Based on the nutrient values calculated with the SESAME program, silage would be valued at $45.87/ton at September 2005 prices, or approximately $35.46/ton at "historic" prices determined for the fall 2003 silage harvest. These values are for the silage sitting in the feed bunk in front of the cow at feeding.
These are not the prices that a dairy farmer should pay for the crop standing in the field. The standing crop has not been harvested, fermented, or stored. Costs for these steps must be deducted from the value at feeding to arrive at an "in the field" price.
Standing corn must first be chopped, then ensiled, and stored before it is fed. Costs, losses, and risks are associated with each of these steps. The cost of chopping usually ranges from $4 to $7 per ton of silage (assumed to contain 35% dry matter). Historically, we have used a charge of $5 per ton. To reflect increasing fuel costs over the past few years, an additional $0.40 per ton was added. Chopping costs per ton decrease as per acre yields increase. Storage costs typically range from $3 to $4 per ton.
On average, about 10% of the material put into a silo is lost via fermentation (shrink). Additional storage and feeding losses do exist but are borne solely by the dairy farmer and do not enter into the equation to price standing corn.
Based on these assumptions, standing corn has a value of approximately $32/ton (35% dry matter) to a dairy farmer based on September 2005 nutrient values. In comparison, average normal corn silage with average yield has a value of approximately $23/ton (35% dry matter) using historic prices for alternative feeds. Final prices should be further discounted to reflect risk concerns.
The last factor affecting the value of standing corn is risk.
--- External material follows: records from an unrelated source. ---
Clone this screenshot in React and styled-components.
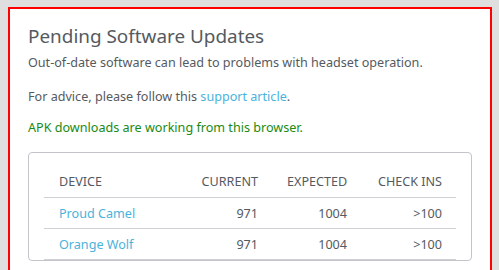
import React from "react";
import styled, { createGlobalStyle } from "styled-components";

const Global = createGlobalStyle`
  body {
    margin: 0;
    padding: 7px 7px 0 8px;
    background: #dfdfdf;
    font-family: "Noto Sans", "Open Sans", sans-serif;
    color: #555a61;
  }
`;

const Panel = styled.section`
  background: #fff;
  border: 2px solid #f00;
  border-bottom: none;
  padding: 13px 18px 20px;
  height: 300px;
`;

const Title = styled.h2`
  margin: 0;
  font-size: 18.9px;
  font-weight: 400;
  line-height: 28px;
  color: #555a61;
`;

const Text = styled.p`
  margin: ${(p) => p.$top || 0}px 0 0;
  font-size: 12.6px;
  line-height: 20px;
  color: ${(p) => (p.$ok ? "#1a8a12" : "#555a61")};
`;

const Link = styled.a`
  color: #4ab3dc;
  text-decoration: none;
`;

const Card = styled.div`
  margin-top: 14px;
  border: 1px solid #c4c4cc;
  border-radius: 4px;
  padding: 13px 15px 0;
`;

const Table = styled.table`
  width: 100%;
  border-collapse: collapse;
  table-layout: fixed;
  font-size: 12.6px;
`;

const Col = styled.col`
  width: ${(p) => p.$w}px;
`;

const Th = styled.th`
  font-weight: 400;
  text-align: ${(p) => (p.$right ? "right" : "left")};
  padding: 0 14px 0 15px;
  height: 31px;
  border-bottom: 1px solid #cfcfd4;
  color: #555a61;
`;

const Td = styled.td`
  text-align: ${(p) => (p.$right ? "right" : "left")};
  padding: 0 14px 0 15px;
  height: 30px;
  border-bottom: 1px solid #cfcfd4;
  color: #555a61;
`;

const rows = [
  { name: "Proud Camel", current: 971, expected: 1004, checkins: ">100" },
  { name: "Orange Wolf", current: 971, expected: 1004, checkins: ">100" },
];

export default function App() {
  return (
    <>
      <Global />
      <Panel>
        <Title>Pending Software Updates</Title>
        <Text $top={3}>Out-of-date software can lead to problems with headset operation.</Text>
        <Text $top={14}>
          For advice, please follow this <Link href="#">support article</Link>.
        </Text>
        <Text $top={11} $ok>APK downloads are working from this browser.</Text>
        <Card>
          <Table>
            <colgroup>
              <Col $w={139} />
              <Col $w={89} />
              <Col $w={89} />
              <Col />
            </colgroup>
            <thead>
              <tr>
                <Th>DEVICE</Th>
                <Th $right>CURRENT</Th>
                <Th $right>EXPECTED</Th>
                <Th $right>CHECK INS</Th>
              </tr>
            </thead>
            <tbody>
              {rows.map((r) => (
                <tr key={r.name}>
                  <Td>
                    <Link href="#">{r.name}</Link>
                  </Td>
                  <Td $right>{r.current}</Td>
                  <Td $right>{r.expected}</Td>
                  <Td $right>{r.checkins}</Td>
                </tr>
              ))}
            </tbody>
          </Table>
        </Card>
      </Panel>
    </>
  );
}
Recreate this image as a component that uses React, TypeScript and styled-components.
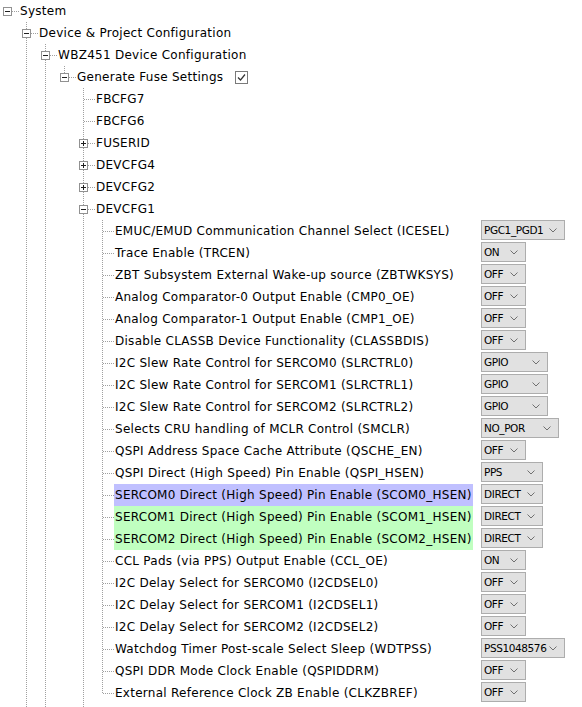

A farmer purchasing standing corn is assuming risk (Is the corn high in nitrates? Will it ferment properly? Can it be harvested at exactly the right time? What will the final nutrient content be?, etc.).
The price for the standing crop should be discounted to recognize these risks. What is the right amount to discount? This is not an easy question and is one of the factors to consider when the buyer and seller are negotiating a final price. Setting the final, fair price for corn silage rests on an understanding of the needs of both the buyer and the seller and negotiating a price that ensures a reasonable profit for both.
Finally, it is critical that both parties agree on price, payment method and timing, crop measurement, restrictions, and similar details before the crop is harvested! Ideally, the agreement should be in writing and signed by both parties. These agreements are especially important when large quantities of crops (and money!) are involved. While this type of contracting may be uncomfortable for some producers, mainly because they aren't used to conducting business on more than a handshake, it forces the parties to discuss issues up front and can minimize troubling misunderstandings after harvest.